In order to think about "structural" forces or "social" arrangements, and to make that
thinking into
action, a person would have to have volition. But Determinists say that volition can't be part of any chain of events that actually makes things happen. They can only be an illusion floating non-causally around predetermined, physical processes, not the actual propulsion for an action.
This understanding can help create a more just and equitable society that prioritizes prevention and rehabilitation over punishment.
I see what you're aiming for, but you can't get it the way you're trying to get it, rationally speaking.
Determinism says that there's no possible "can" and "more" situations, no moral compulsion around "just" or "equitable," and nothing is ever going to be anything except exactly what the prior physical forces were going to make it to be anyway.
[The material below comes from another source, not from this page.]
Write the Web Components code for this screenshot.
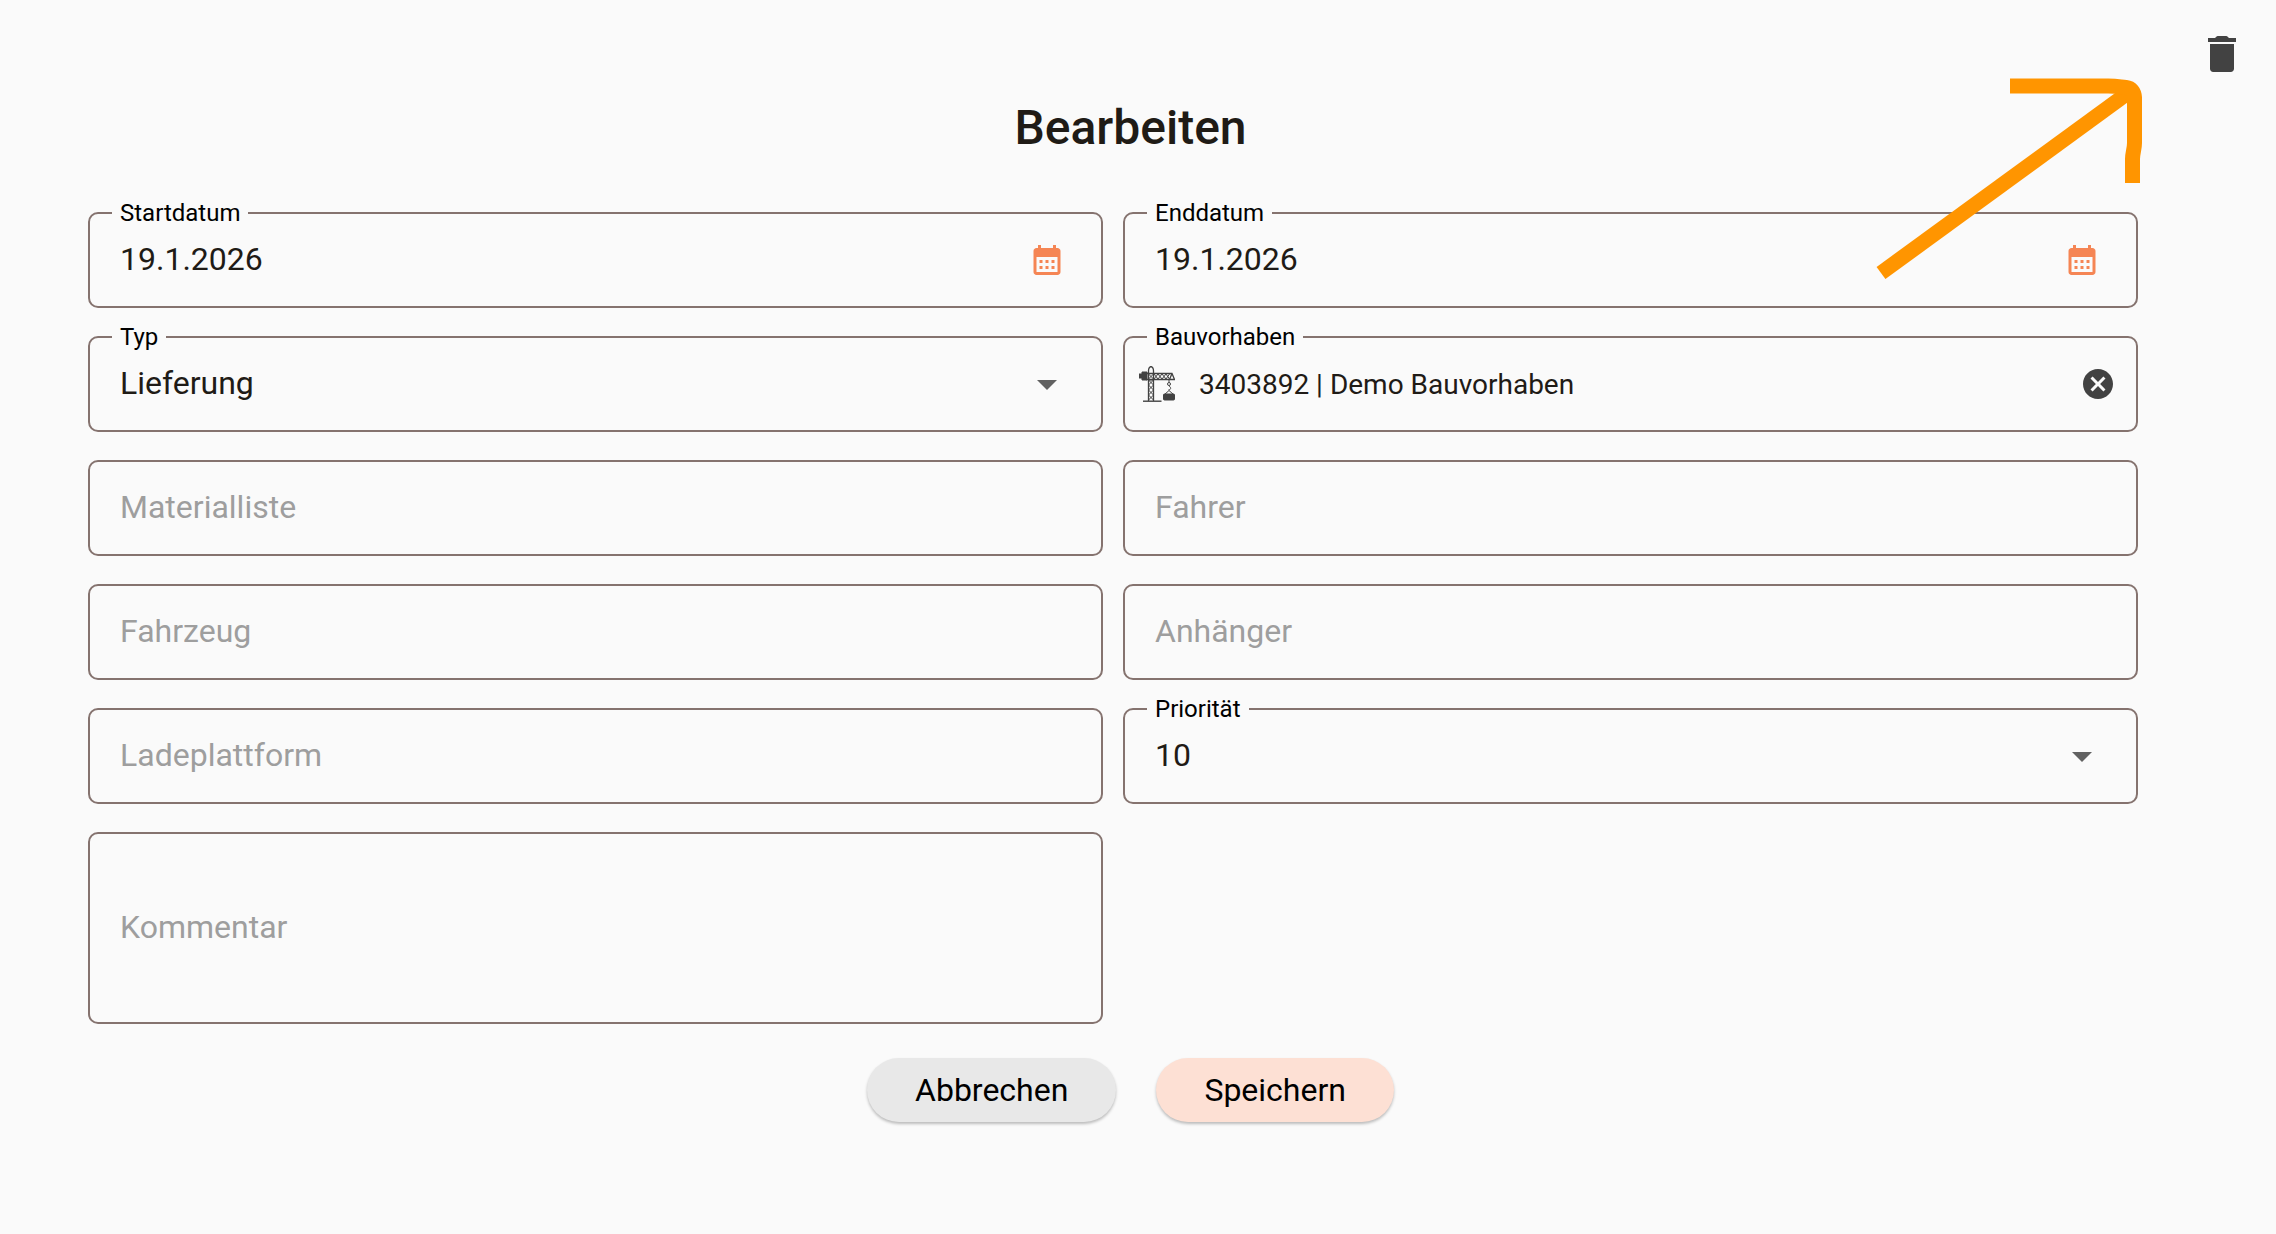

So in order to get people to "understand" and thus "create" a "more just an equitable" arrangment, you're going to have to attribute to them free will. As a Determinist, you cannot. They don't have any mental capacities that are related to causal chains. Their actions are all products of other things, not of them or their "understanding" of anything.
So really, if that's your goal, then you have to be an advocate of free will. Free will can include things like environment, socialization, and so on in its reckoning, and act so as to change social arrangements to be more comparable to its abstract moral values like "justice" and "equality" than they would otherwise be; but Determinism can't.